250 g packet (un-iced) chocolate biscuits
75 g unsalted butter, melted
⅓ cup almond meal
whipped cream, to serve
400 g block Toblerone chocolate
2 x 250 g packet cream cheese, chopped at room temperature
¼ cup caster sugar
300 ml tub thickened cream
- Invert base of a 24cm round springform pan (base measures 22cm). Grease and line base with baking paper.
Process biscuits in a food processor until finely crushed. Add butter and almond meal. Process until combined. Press over base and three-quarters of the way up side of prepared pan. Refrigerate while preparing filling.
- To make filling, cut Toblerone in half and chop into pieces. Reserve remaining Toblerone for decoration. Place chopped Toblerone in a medium heatproof bowl. Sit bowl over a saucepan of simmering water. Stir until melted and smooth.
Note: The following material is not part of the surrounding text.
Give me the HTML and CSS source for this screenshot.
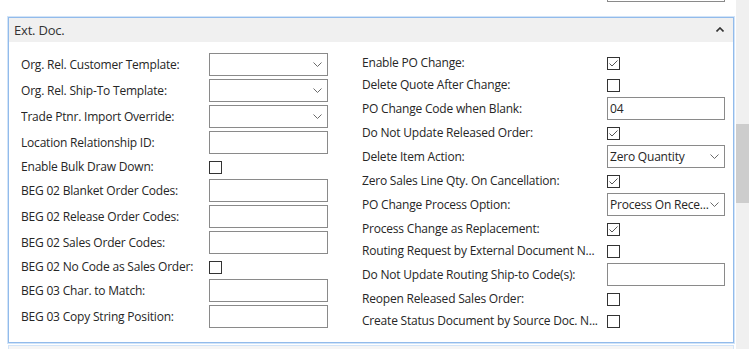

Remove bowl from heat. Cool.
Beat cheese and sugar in a large bowl of an electric mixer until fluffy. Gradually beat in chocolate until combined. Beat cream in a small bowl of an electric mixer until soft peaks form. Fold into chocolate mixture until just combined. Spoon into biscuit crust. Smooth over top. Cover. Refrigerate overnight, or until firm.
- Remove side of pan. Transfer cheesecake to a serving plate. Decorate with remaining chopped Toblerone. Serve with whipped cream.